By Craig Volland, Kansas Chapter Agriculture Chair
Sierra Magazine recently warned that dangerous nitrates may be lurking In your drinking water. This is certainly true if you live or recreate in rural Kansas.
Rural citizens are getting fed up with this situation. Residents of Larned, a town of 3,675 in Pawnee County, are outraged that a large cattle feedlot operator plans to build a new facility southeast of town that will confine 88,000 head. The entire population of Pawnee County is just over 6,100.
This same company owns the three existing feedlots near the town, totaling 72,000 head. One of these feedlots has been monitoring their groundwater since 2001 and found nitrate levels as much as seven times the human health standard of 10 parts per million. Another has been monitoring since 2012, and also found nitrate levels well above the health standard.
After decades of allowing massive animal factories (CAFOs) to set up shop in our state, the quality of our groundwater has deteriorated. Primary causes of the contamination are the use of chemical fertilizers used for growing animal feed, wastewater basin seepage, and over-application of wastewater to nearby fields.
The rise of factory farming has brought drastic changes in the scale of animal and dairy production. Forty years ago, the typical American dairy was a family farm with 40 to 120 head. Just in the past year, a Kansas dairy sought a permit for expansion to more than 100,000 head of cows. Kansas also has hog CAFOs with more than 200,000 head and two cattle feedlots confining more than 130,000 head.
Particularly vulnerable to groundwater pollution is the Great Bend Prairie Aquifer east of Larned, south of Great Bend, north of Pratt and west of Wichita. This region of the state lies over ancient sand dunes with sensitive groundwater. The soil is very permeable to nitrogen containing liquids that are applied to fields. Since the groundwater in this area is relatively shallow compared to that further west in the High Plains Aquifer, it doesn’t take long for pollution to reach it.
KDHE did require the Pawnee County feedlots to make some improvements to the numerous wastewater runoff containment basins surrounding the lot, and nitrate levels improved. But about 8 years ago the levels started going back up. At present the nitrate levels at one of the sites are 3 to 5 times the health standard and 3 to 4 times the standard at the other site. It’s likely that some of the pollution comes from applying wastewater to the highly permeable fields nearby and upgradient.
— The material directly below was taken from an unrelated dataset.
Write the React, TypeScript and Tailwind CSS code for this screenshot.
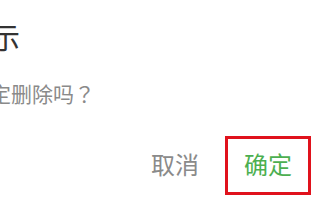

In addition to feedlot surface runoff from rainfall, huge mounds of solid manure are produced in these feedlots. A loophole in the rules allows this material to be “exported” to other entities for application to crops. In the case of the two feedlots above, a total of 81,000 tons of solid manure was trucked in 2022 and 2023 to unidentified fields elsewhere that are owned by another part of the same corporate entity.
Local citizens started mobilizing and are now demanding that KDHE clean up this mess before they approve a new feedlot and that they research solutions to the heavy air pollution that comes with cattle feedlots. More information is available on their Facebook Page.
This situation is emblematic of a much bigger problem in Kansas and elsewhere. Our Legislature has never owned up to the whopping water problems in our state. More than 50 years after the passage of the Clean Water Act the quality of our surface water is not improving much, our groundwater is becoming more polluted, and our High Plains Aquifer is becoming seriously depleted. The March 4, 2025 Supreme Court decision in San Francisco vs. EPA dealt another major blow to the Clean Water Act by limiting the agency’s power to protect surface water quality from pollution. It’s time for our politicians to stand up to Big Ag.